Compiled on Feb 8 2003 at 11:13:28. $Revision: 1.11 $ $Header:
/cvsroot/bemaildaemon/AGMSBayesianSpamServer/AGMSBayesianSpamServer.cpp,v 1.77
2003/01/22 03:19:48 agmsmith Exp $
This is a program for classifying e-mail messages as spam (junk mail which
you don't want to read) and regular genuine messages. It can learn what's
spam and what's genuine. You just give it a bunch of spam messages and a
bunch of non-spam ones. It uses them to make a list of the words from the
messages with the probability that each word is from a spam message or from
a genuine message. Later on, it can use those probabilities to classify
new messages as spam or not spam. If the classifier stops working well
(because the spammers have changed their writing style and vocabulary, or
your regular correspondants are writing like spammers), you can use this
program to update the list of words to identify the new messages
correctly.
The original idea was from Paul Graham's algorithm, which has an excellent
writeup at: http://www.paulgraham.com/spam.html
Gary Robinson came up with the improved algorithm, which you can read about at:
http://radio.weblogs.com/0101454/stories/2002/09/16/spamDetection.html
Then he, Tim Peters and the SpamBayes mailing list developed the Chi-Squared
test, see http://mail.python.org/pipermail/spambayes/2002-October/001036.html
for one of the earlier messages leading from the central limit theorem to
the current chi-squared scoring method.
Thanks go to Isaac Yonemoto for providing a better icon.
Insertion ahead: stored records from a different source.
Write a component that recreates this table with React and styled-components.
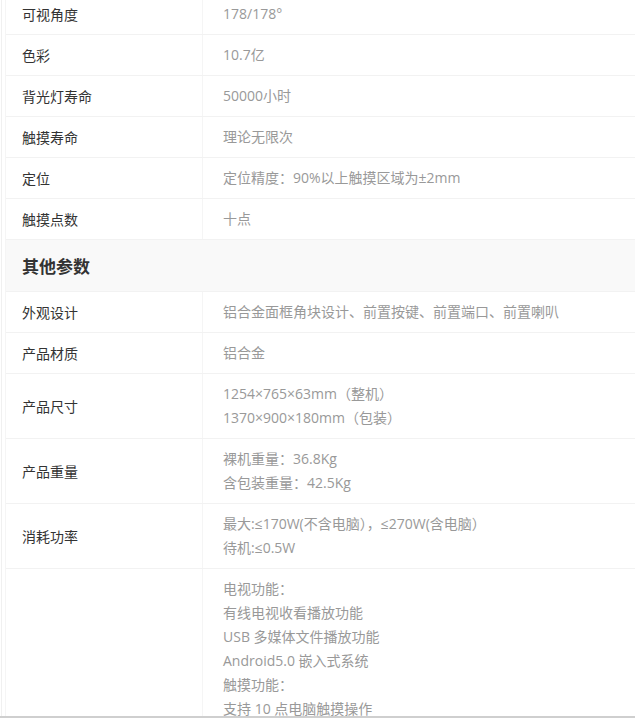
import React from "react";
import styled, { createGlobalStyle } from "styled-components";

const GlobalStyle = createGlobalStyle`
  html, body {
    margin: 0;
    padding: 0;
    background: #fff;
    overflow: hidden;
  }
  body {
    font-family: "Open Sans", "Noto Sans CJK SC", sans-serif;
  }
`;

const Frame = styled.div`
  margin-left: 1px;
  margin-top: -6px;
  padding-left: 3px;
  border-left: 1px solid #f0f0f0;
`;

const Table = styled.div`
  border-left: 1px solid #f5f5f5;
`;

const Row = styled.div`
  display: flex;
  border-bottom: 1px solid #f2f2f2;
`;

const Label = styled.div`
  width: 180px;
  flex: none;
  display: flex;
  align-items: center;
  padding-left: 16px;
  border-right: 1px solid #f5f5f5;
  font-size: 14px;
  color: #333;
`;

const Value = styled.div`
  flex: 1;
  padding: 8px 0 8px 20px;
  font-size: 14px;
  line-height: 24px;
  color: #999;
`;

const Line = styled.div`
  white-space: nowrap;
`;

const Section = styled.div`
  height: 51px;
  display: flex;
  align-items: center;
  padding-left: 16px;
  background: #f9f9f9;
  border-bottom: 1px solid #f2f2f2;
  font-size: 17px;
  font-weight: 700;
  color: #333;
`;

const BottomEdge = styled.div`
  position: fixed;
  left: 0;
  right: 0;
  bottom: 0;
  height: 2px;
  background: #cfcfcf;
`;

const specs = [
  ["可视角度", ["178/178°"]],
  ["色彩", ["10.7亿"]],
  ["背光灯寿命", ["50000小时"]],
  ["触摸寿命", ["理论无限次"]],
  ["定位", ["定位精度：90%以上触摸区域为±2mm"]],
  ["触摸点数", ["十点"]],
];

const other = [
  ["外观设计", ["铝合金面框角块设计、前置按键、前置端口、前置喇叭"]],
  ["产品材质", ["铝合金"]],
  ["产品尺寸", ["1254×765×63mm（整机）", "1370×900×180mm（包装）"]],
  ["产品重量", ["裸机重量：36.8Kg", "含包装重量：42.5Kg"]],
  ["消耗功率", ["最大:≤170W(不含电脑），≤270W(含电脑）", "待机:≤0.5W"]],
  [
    "",
    [
      "电视功能：",
      "有线电视收看播放功能",
      "USB 多媒体文件播放功能",
      "Android5.0 嵌入式系统",
      "触摸功能：",
      "支持 10 点电脑触摸操作",
    ],
  ],
];

const SpecRow = ({ label, lines }) => (
  <Row>
    <Label>{label}</Label>
    <Value>
      {lines.map((l) => (
        <Line key={l}>{l}</Line>
      ))}
    </Value>
  </Row>
);

const App = () => {
  return (
    <>
      <GlobalStyle />
      <Frame>
        <Table>
          {specs.map(([label, lines]) => (
            <SpecRow key={label} label={label} lines={lines} />
          ))}
          <Section>其他参数</Section>
          {other.map(([label, lines], i) => (
            <SpecRow key={i} label={label} lines={lines} />
          ))}
        </Table>
      </Frame>
      <BottomEdge />
    </>
  );
};

export default App;
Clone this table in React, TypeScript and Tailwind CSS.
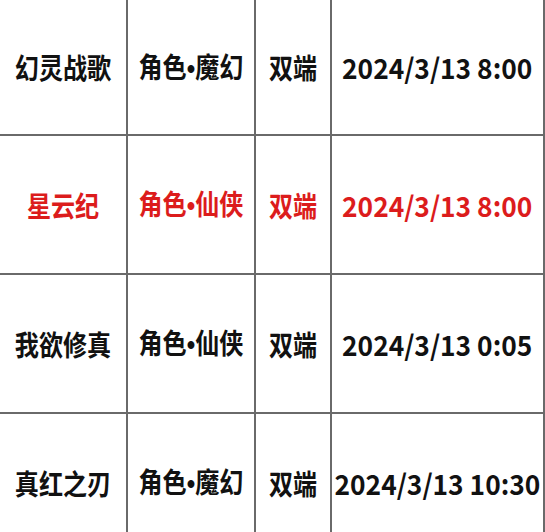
const rows = [
  { name: '幻灵战歌', tag: ['角色', '魔幻'], side: '双端', time: '2024/3/13 8:00', hot: false },
  { name: '星云纪', tag: ['角色', '仙侠'], side: '双端', time: '2024/3/13 8:00', hot: true },
  { name: '我欲修真', tag: ['角色', '仙侠'], side: '双端', time: '2024/3/13 0:05', hot: false },
  { name: '真红之刃', tag: ['角色', '魔幻'], side: '双端', time: '2024/3/13 10:30', hot: false },
];

const Cell = ({ children, hot, first, wide }: { children: React.ReactNode; hot: boolean; first: boolean; wide?: boolean }) => (
  <div
    className={`flex items-center justify-center border-r-2 border-b-2 border-[#6a6a6a] ${first ? 'h-[136px]' : 'h-[139px]'} ${
      hot ? 'text-[#dc1c1c]' : 'text-[#111]'
    }`}
  >
    <span className={`inline-block whitespace-nowrap ${wide ? 'scale-x-[0.94]' : 'scale-x-[0.86]'}`}>{children}</span>
  </div>
);

export default function App() {
  return (
    <div className="w-[545px] h-[532px] overflow-hidden bg-white font-['Noto_Sans_CJK_SC',sans-serif] text-[28px] font-bold leading-none">
      <div className="grid grid-cols-[128px_128px_76px_213px]">
        {rows.map((r, i) => (
          <div key={i} className="contents">
            <Cell hot={r.hot} first={i === 0}>{r.name}</Cell>
            <Cell hot={r.hot} first={i === 0}>
              {r.tag[0]}
              <span className="font-['Liberation_Sans',sans-serif]">•</span>
              {r.tag[1]}
            </Cell>
            <Cell hot={r.hot} first={i === 0}>{r.side}</Cell>
            <Cell hot={r.hot} first={i === 0} wide>{r.time}</Cell>
          </div>
        ))}
      </div>
    </div>
  );
}
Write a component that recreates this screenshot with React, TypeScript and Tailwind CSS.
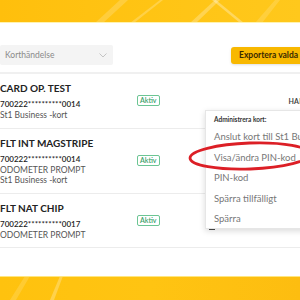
import React from "react";

type Card = {
  title: string;
  number: string;
  lines: string[];
};

const cards: Card[] = [
  { title: "CARD OP. TEST", number: "700222**********0014", lines: ["St1 Business -kort"] },
  {
    title: "FLT INT MAGSTRIPE",
    number: "700222**********0014",
    lines: ["ODOMETER PROMPT", "St1 Business -kort"],
  },
  { title: "FLT NAT CHIP", number: "700222**********0017", lines: ["ODOMETER PROMPT"] },
];

const menuItems = [
  "Anslut kort till St1 Business",
  "Visa/ändra PIN-kod",
  "PIN-kod",
  "Spärra tillfälligt",
  "Spärra",
];

const Rays = () => (
  <svg className="absolute inset-0 h-full w-full" viewBox="0 0 300 24" preserveAspectRatio="none">
    <polygon points="95,24 120,0 128,0 103,24" fill="#ffffff" opacity="0.18" />
    <polygon points="130,24 160,0 163,0 134,24" fill="#ffffff" opacity="0.22" />
    <polygon points="190,24 215,0 220,0 196,24" fill="#ffffff" opacity="0.25" />
    <polygon points="212,0 240,24 244,24 216,0" fill="#ffffff" opacity="0.3" />
    <polygon points="255,24 275,0 280,0 262,24" fill="#ffffff" opacity="0.15" />
  </svg>
);

// the menu sits over the action label of the lower rows, so only the first one shows it
const CardRow = ({ card, showAction }: { card: Card; showAction: boolean }) => (
  <div className="flex items-center border-b border-[#ececec] pt-[7px] pb-[7px]">
    <div className="w-[137px] shrink-0">
      <div className="text-[10px] font-bold leading-[14px] text-[#222]">{card.title}</div>
      <div className="mt-[4px] text-[8px] font-semibold leading-[11px] text-[#222]">{card.number}</div>
      {card.lines.map((l) => (
        <div key={l} className="text-[8.5px] leading-[10.5px] text-[#555]">
          {l}
        </div>
      ))}
    </div>
    <span className="rounded-[2px] border border-[#6cc594] px-[2px] text-[7px] leading-[9px] font-semibold text-[#3a9f6a]">
      Aktiv
    </span>
    {showAction && (
      <span className="ml-[129px] whitespace-nowrap text-[7px] font-bold tracking-wide text-[#444]">HANTERA</span>
    )}
  </div>
);

export default function App() {
  return (
    <div
      className="relative flex h-[300px] w-[300px] flex-col overflow-hidden bg-white"
      style={{ fontFamily: "Lato, 'Open Sans', sans-serif" }}
    >
      <div className="relative h-[23px] shrink-0 bg-gradient-to-r from-[#ffbf0c] via-[#ffc414] to-[#ffc81c]">
        <Rays />
        <div className="absolute bottom-0 left-0 right-0 h-[1px] bg-[#fff3b0]" />
      </div>

      <div className="flex-1">
        <div className="flex items-center justify-between pt-[22px] pb-[7px]">
          <div className="flex h-[20px] w-[113px] items-center justify-between rounded-[2px] bg-[#f4f4f4] pl-[5px] pr-[6px]">
            <span className="text-[8.5px] text-[#8a8a8a]">Korthändelse</span>
            <svg width="8" height="5" viewBox="0 0 8 5" fill="none">
              <path d="M0.5 0.5 L4 4 L7.5 0.5" stroke="#c4c4c4" strokeWidth="1" />
            </svg>
          </div>
          <div className="-mr-[11px] flex h-[17px] w-[80px] shrink-0 items-center overflow-hidden rounded-[3px] bg-[#f8b800] pl-[8px] shadow-sm">
            <span className="whitespace-nowrap text-[8.5px] font-bold text-[#3a2a00]">Exportera valda kort</span>
          </div>
        </div>
        <div className="h-[2px] bg-[#f0f0f0]" />
        {cards.map((c, i) => (
          <CardRow key={c.title} card={c} showAction={i === 0} />
        ))}
      </div>

      <div className="relative h-[24px] shrink-0 bg-gradient-to-r from-[#ffc20e] via-[#ffc412] to-[#fdbd10]">
        <svg className="absolute inset-0 h-full w-full" viewBox="0 0 300 24" preserveAspectRatio="none">
          <polygon points="10,24 25,0 30,0 16,24" fill="#ffffff" opacity="0.15" />
          <polygon points="50,24 60,0 63,0 54,24" fill="#ffffff" opacity="0.25" />
        </svg>
        <div className="absolute left-0 right-0 top-0 h-[1px] bg-[#ffe680]" />
      </div>

      <div className="absolute left-[205px] top-[110px] h-[119px] w-[110px] border border-[#e6e6e6] bg-white pt-[4px] pl-[8px] shadow-[0_2px_6px_rgba(0,0,0,0.15)]">
        <div className="text-[6.5px] font-bold leading-[9px] text-[#333]">Administrera kort:</div>
        <div className="mt-[3px]">
          {menuItems.map((m) => (
            <div key={m} className="whitespace-nowrap text-[9.5px] leading-[20.5px] text-[#777]">
              {m}
            </div>
          ))}
        </div>
      </div>
      <div className="absolute left-[209px] top-[229px] h-[1px] w-[6px] bg-[#444]" />

      <svg className="absolute left-[186px] top-[139px]" width="130" height="36" viewBox="0 0 130 36" fill="none">
        <ellipse
          cx="64"
          cy="17"
          rx="60"
          ry="13"
          stroke="#dc1f26"
          strokeWidth="2.8"
          transform="rotate(-2 64 17)"
        />
      </svg>
    </div>
  );
}
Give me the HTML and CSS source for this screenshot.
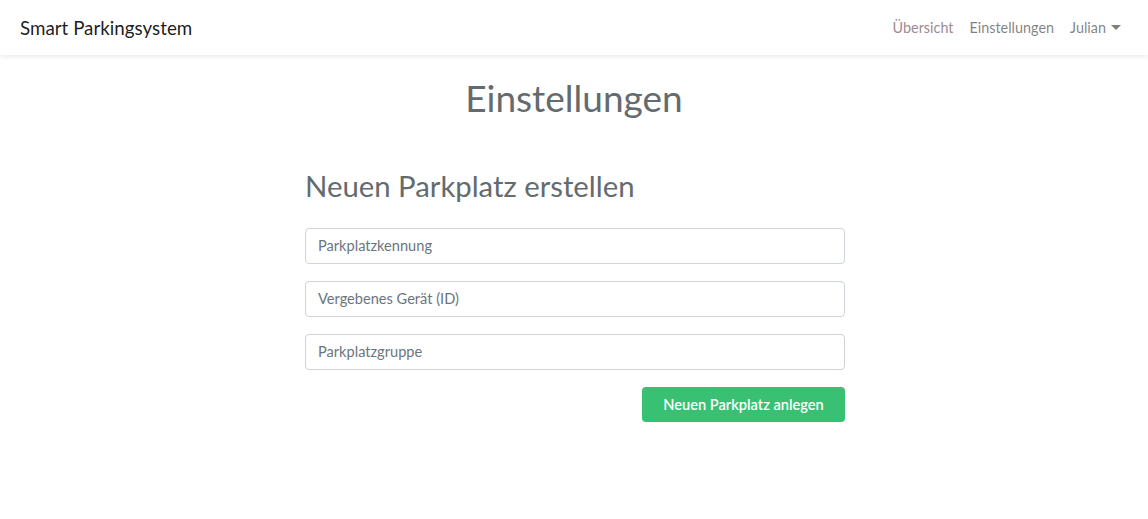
FILE: index.html
```html
<!DOCTYPE html>
<html lang="de">
<head>
<meta charset="utf-8">
<title>Smart Parkingsystem</title>
<link rel="stylesheet" href="styles.css">
</head>
<body>
<nav class="navbar">
  <a class="brand" href="#">Smart Parkingsystem</a>
  <ul class="nav">
    <li><a class="nav-link nav-visited" href="#">Übersicht</a></li>
    <li><a class="nav-link" href="#">Einstellungen</a></li>
    <li><a class="nav-link dropdown" href="#">Julian <span class="caret"></span></a></li>
  </ul>
</nav>
<main class="main">
  <h1 class="title">Einstellungen</h1>
  <section class="form-wrap">
    <h2 class="subtitle">Neuen Parkplatz erstellen</h2>
    <form class="form">
      <input class="input" type="text" placeholder="Parkplatzkennung">
      <input class="input" type="text" placeholder="Vergebenes Gerät (ID)">
      <input class="input" type="text" placeholder="Parkplatzgruppe">
      <div class="actions">
        <button class="btn" type="button">Neuen Parkplatz anlegen</button>
      </div>
    </form>
  </section>
</main>
</body>
</html>
```
FILE: styles.css
```css
* { box-sizing: border-box; }
html, body { margin: 0; background: #fff; }
body {
  font-family: Lato, "Noto Sans", sans-serif;
  font-size: 14.4px;
  color: #212529;
}
.navbar {
  height: 55px;
  display: flex;
  align-items: center;
  justify-content: space-between;
  padding: 0 19px 0 20px;
  background: #fff;
  box-shadow: 0 2px 4px rgba(0,0,0,.075);
}
.brand {
  font-size: 18.8px;
  color: rgba(0,0,0,.9);
  text-decoration: none;
}
.nav {
  display: flex;
  list-style: none;
  margin: 0;
  padding: 0;
}
.nav-link {
  display: flex;
  align-items: center;
  padding: 8px 8px;
  color: rgba(0,0,0,.5);
  text-decoration: none;
}
.nav-visited { color: #9d8a93; }
.caret {
  display: inline-block;
  width: 0; height: 0;
  margin-left: 5px;
  border-top: 5px solid rgba(0,0,0,.5);
  border-left: 5px solid transparent;
  border-right: 5px solid transparent;
}
.main { padding-top: 21px; }
.title {
  margin: 0;
  text-align: center;
  font-size: 37px;
  font-weight: 400;
  line-height: 1.2;
  color: #636b6f;
}
.form-wrap {
  width: 540px;
  margin: 48px 0 0 calc(50% - 269px);
}
.subtitle {
  margin: 0 0 24px;
  font-size: 29.3px;
  font-weight: 400;
  line-height: 1.2;
  color: #636b6f;
}
.form { display: flex; flex-direction: column; }
.input {
  height: 36px;
  margin-bottom: 17px;
  padding: 0 12px;
  border: 1px solid #ced4da;
  border-radius: 4px;
  font-family: inherit;
  font-size: 14.6px;
  color: #495057;
}
.input::placeholder { color: #6c757d; opacity: 1; }
.actions { display: flex; justify-content: flex-end; }
.btn {
  width: 203px;
  height: 35px;
  border: 0;
  border-radius: 4px;
  background: #38c172;
  color: #fff;
  font-family: inherit;
  font-size: 14.6px;
  font-weight: 600;
}
```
Usage: Specify the operation as the first argument followed by more
information as appropriate. The program's configuration will affect the
actual operation (things like the name of the database file to use, or
whether it should allow non-email messages to be added). In command line
mode it will do the operation and exit. In GUI/server mode a command line
invocation will just send the command to the running server. You can also
use BeOS scripting (see the "Hey" command which you can get from
http://www.bebits.com/app/2042 ) to control the Spam server. And finally,
there's also a GUI interface which shows up if you start it without any
command line arguments.
Commands:
Quit
Stop the program. Useful if it's running as a server.
Get DatabaseFile
Get the pathname of the current database file. The default name is something
like B_USER_SETTINGS_DIRECTORY / AGMSBayesianSpam / AGMSBayesianSpamServer
Database
Set DatabaseFile NewValue
Change the pathname of the database file to use. It will automatically be
converted to an absolute path name, so make sure the parent directories exist
before setting it. If it doesn't exist, you'll have to use the create command
next.
Create DatabaseFile
Creates a new empty database, will replace the existing database file too.
Delete DatabaseFile
Deletes the database file and all backup copies of that file too. Really only
of use for uninstallers.
Count DatabaseFile
Returns the number of words in the database.
Set Spam NewValue
Adds the spam in the given file (specify full pathname to be safe) to the
database. The words in the files will be added to the list of words in the
database that identify spam messages. The files processed will also have the
attribute MAIL:classification added with a value of "Spam" or "Genuine" as
specified. They also have their spam ratio attribute updated, as if you had
also used the Evaluate command on them. If they already have the
MAIL:classification attribute and it matches the new classification then they
won't get processed (and if it is different, they will get removed from the
statistics for the old class and added to the statistics for the new one).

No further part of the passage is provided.